How the data science toolset is getting in the way of doing 5-10 experiments per week

I’m re-reading Inspired by Marty Cagan lately and came across this quote: “To set your expectations, strong teams normally test many product ideas each week-on the order of 10 to 20 or more per week.”

To be honest I was pretty shocked. Not only have I never seen a team that came even close to that number, but just considering the steps required in a typical data science project, I see so much work that 10-20 per week seems absolutely unrealistic. Still, it got me thinking why everything is taking so long and what could be done to make the Data Scientists life much better.

The quote above doesn’t exactly specify what a test is. For Data Science work, testing usually means an A/B test and a rigorously performed A/B tests take time. One week is often the minimum to account for weekly changes.

Data might not be available or buggy. A frontend team may need to work on tracking user actions to fix this. It might take weeks before they have time to work on this. You can try to escalate, but that also takes time.

Getting the data into the right format takes time. It may be tricky, or it may be a lot of data. You might be missing labelled information. You might need to label data, or search for sources where you can get or buy the data you miss. This usually means integrating more data sources which again takes time.

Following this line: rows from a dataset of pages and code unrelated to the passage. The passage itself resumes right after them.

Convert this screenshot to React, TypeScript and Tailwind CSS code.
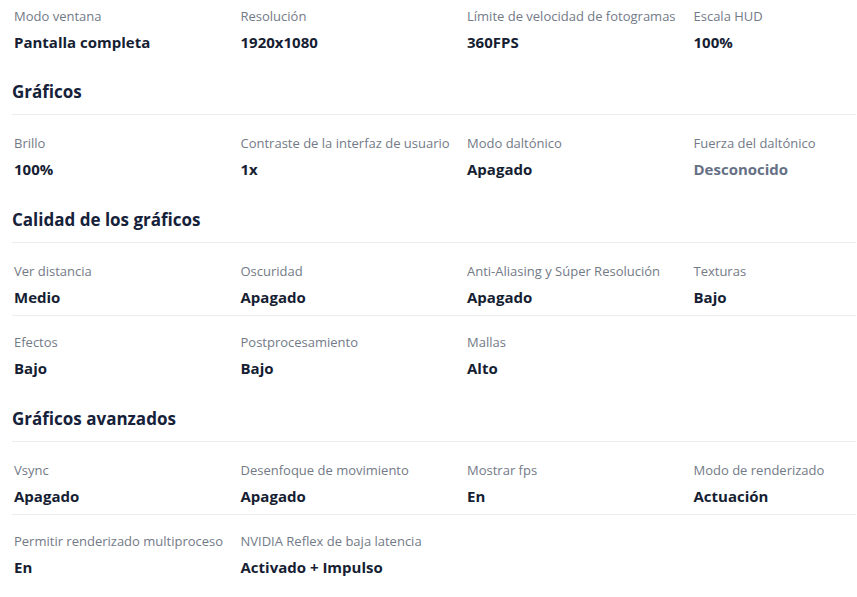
type Setting = { label: string; value: string; muted?: boolean };

const display: Setting[][] = [
  [
    { label: 'Modo ventana', value: 'Pantalla completa' },
    { label: 'Resolución', value: '1920x1080' },
    { label: 'Límite de velocidad de fotogramas', value: '360FPS' },
    { label: 'Escala HUD', value: '100%' },
  ],
];

const sections: { title: string; rows: Setting[][] }[] = [
  {
    title: 'Gráficos',
    rows: [
      [
        { label: 'Brillo', value: '100%' },
        { label: 'Contraste de la interfaz de usuario', value: '1x' },
        { label: 'Modo daltónico', value: 'Apagado' },
        { label: 'Fuerza del daltónico', value: 'Desconocido', muted: true },
      ],
    ],
  },
  {
    title: 'Calidad de los gráficos',
    rows: [
      [
        { label: 'Ver distancia', value: 'Medio' },
        { label: 'Oscuridad', value: 'Apagado' },
        { label: 'Anti-Aliasing y Súper Resolución', value: 'Apagado' },
        { label: 'Texturas', value: 'Bajo' },
      ],
      [
        { label: 'Efectos', value: 'Bajo' },
        { label: 'Postprocesamiento', value: 'Bajo' },
        { label: 'Mallas', value: 'Alto' },
      ],
    ],
  },
  {
    title: 'Gráficos avanzados',
    rows: [
      [
        { label: 'Vsync', value: 'Apagado' },
        { label: 'Desenfoque de movimiento', value: 'Apagado' },
        { label: 'Mostrar fps', value: 'En' },
        { label: 'Modo de renderizado', value: 'Actuación' },
      ],
      [
        { label: 'Permitir renderizado multiproceso', value: 'En' },
        { label: 'NVIDIA Reflex de baja latencia', value: 'Activado + Impulso' },
      ],
    ],
  },
];

function Rows({ rows, first }: { rows: Setting[][]; first?: boolean }) {
  return (
    <div className="divide-y divide-[#ececf0]">
      {rows.map((row, i) => (
        <div
          key={i}
          className={`grid grid-cols-[repeat(4,226.5px)] pl-[2px] pb-2 ${
            first ? 'pt-[7px]' : i === 0 ? 'pt-[19px]' : 'pt-[17px]'
          }`}
        >
          {row.map((s) => (
            <div key={s.label} className="flex flex-col gap-[7px]">
              <span className="text-[13px] leading-[18px] font-normal text-[#737a87] whitespace-nowrap">
                {s.label}
              </span>
              <span
                className={`text-[15px] leading-5 font-bold whitespace-nowrap ${
                  s.muted ? 'text-[#667085]' : 'text-[#161e33]'
                }`}
              >
                {s.value}
              </span>
            </div>
          ))}
        </div>
      ))}
    </div>
  );
}

export default function App() {
  return (
    <div
      className="w-[857px] h-[597px] overflow-hidden bg-white"
      style={{ fontFamily: '"Open Sans", "Noto Sans", sans-serif' }}
    >
      <div className="w-[844px] ml-3">
        <Rows rows={display} first />
        {sections.map((sec, i) => (
          <section key={sec.title} className={i === 0 ? 'mt-5' : 'mt-[21px]'}>
            <h2 className="text-[17px] leading-6 font-bold text-[#16213a] pb-[10px] border-b border-[#ececf0]">
              {sec.title}
            </h2>
            <Rows rows={sec.rows} />
          </section>
        ))}
      </div>
    </div>
  );
}
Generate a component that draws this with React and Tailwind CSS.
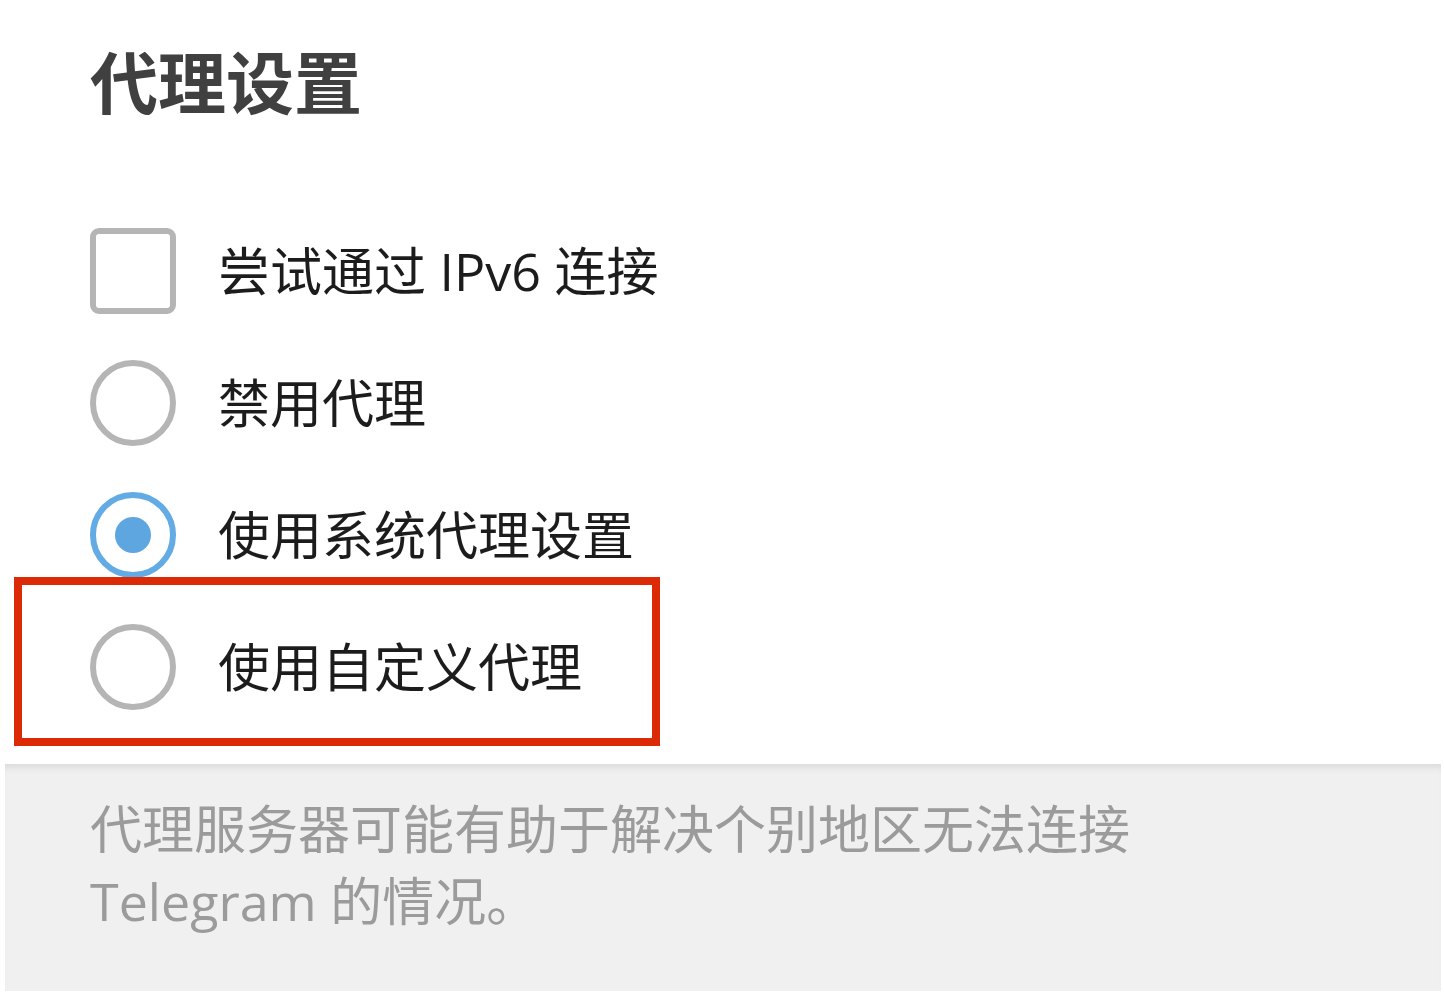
export default function App() {
  const font = { fontFamily: '"Open Sans", "Noto Sans CJK SC", sans-serif' };
  return (
    <div className="w-[1445px] h-[997px] bg-white overflow-hidden" style={font}>
      <div className="pl-[90px] pt-[38px]">
        <h1 className="text-[68px] leading-[90px] font-bold text-[#404040]">代理设置</h1>
      </div>
      <div className="pl-[90px] mt-[77px] flex flex-col">
        <div className="h-[132px] flex items-center gap-[42px]">
          <div className="w-[86px] h-[86px] rounded-[9px] border-[6px] border-[#b5b5b5]" />
          <span className="text-[52px] leading-none text-[#1c1c1c]">尝试通过 IPv6 连接</span>
        </div>
        <div className="h-[132px] flex items-center gap-[42px]">
          <div className="w-[86px] h-[86px] rounded-full border-[6px] border-[#b5b5b5]" />
          <span className="text-[52px] leading-none text-[#1c1c1c]">禁用代理</span>
        </div>
        <div className="h-[132px] flex items-center gap-[42px]">
          <div className="w-[86px] h-[86px] rounded-full border-[6px] border-[#62abe4] flex items-center justify-center">
            <div className="w-[36px] h-[36px] rounded-full bg-[#5ea6e0]" />
          </div>
          <span className="text-[52px] leading-none text-[#1c1c1c]">使用系统代理设置</span>
        </div>
        <div className="relative h-[132px] flex items-center gap-[42px]">
          <div className="w-[86px] h-[86px] rounded-full border-[6px] border-[#b5b5b5]" />
          <span className="text-[52px] leading-none text-[#1c1c1c]">使用自定义代理</span>
          <div className="absolute left-[-76px] top-[-24px] w-[646px] h-[169px] border-[8px] border-[#dc2a06] pointer-events-none" />
        </div>
      </div>
      <div className="ml-[5px] mt-[31px] w-[1436px] h-[227px] bg-[#f0f0f0] shadow-[inset_0_8px_8px_-6px_rgba(0,0,0,0.12)] pl-[85px] pt-[29px]">
        <p className="text-[52px] leading-[72px] text-[#9b9b9b]">
          代理服务器可能有助于解决个别地区无法连接
          <br />
          Telegram 的情况。
        </p>
      </div>
    </div>
  );
}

We haven’t even gotten into training a model, get it to work, iterate on the right features. After that, you need to “productionize” your model, make sure pipelines run robustly and at the scale required. Often this means re-implementing your model in a different programming language altogether.


So, how can we get faster? There are many aspects to this like how to collect and provide data, or how to set up teams, and run data science projects.

I believe that one reason is that the tooling landscape for ML is very complex. Not only are you dealing with many different tools, but these also change through the lifecycle of the project. You might be using several tools for the same task over the course of a project. Just on the data preparation side you might move from manual SQL dumps and pandas to Airflow orchestrated pipelines running a mixture of SQL and Apache Spark jobs. Your training code may move from a Jupyter notebook running on your Laptop to several independent docker containers deployed on a kubernetes cluster.

Re-implementing something to do “essentially the same, just better” takes time, depending on the maturity of the people and whether or not they have software engineering support. It can be substantial. I wouldn’t be surprised if the first model took a team a week to build, but then it takes them 1.5 months to productionize their work.

The other, bigger challenge may be that the wrong tool is chosen for the wrong stage in the process. For example, a team may try to put a notebook to production and then struggle with robustness, monitoring, etc. Or they may decide to move to production technology too quickly, while they still need to try out many things. Having already a full Airflow pipeline that takes a couple of hours to run means it gets much harder to iterate quickly because you have to redeploy, run, wait for results, and so on.


To be honest, I don’t think there is a quick fix here. I think we currently lack the tools that span the whole lifecycle of a data science project. There are some attempts to make some parts of the work easier, currently mostly focussed on the later stages around “MLops.”

The data science toolbox consists mostly of individual tools and no one is actively working to integrate them into a consistent whole. Some data formats and tools emerge as de-facto standards, like pandas for storing moderate amounts of data, or the scikit-learn interface for learning algorithms, but if you’re out of luck, you find yourself transforming data just to make different models work.

Unfortunately this problem is also hard to solve for individual teams as it would require to invest significantly into building quite advanced tooling, and especially in companies this is frowned upon. What happens instead is that you as a data scientists have to be a master in a broad array of tools and manually manage how these tools are put together.

So the best you can currently do is to

  • Understand the different stages of a data science project, from exploratory to first prototype to A/B test to production.
  • Make sure you have a good toolset for each stage of the process, and you know what to use when. Strive for having good mastery on each of these stages.
  • Be very aware which transitions you have to make, and develop consistent approaches to them (for example move from notebook to a Python project for training. How do you do it? What is a good layout for the Python project.)
  • If you can, develop tooling (scripts/templates/libraries) to automate repetitive work.

There is a whole post waiting to be written about how difficult it is to develop good tooling within a company, but that is for another time 🙂

What tools do you use for which stage in the project?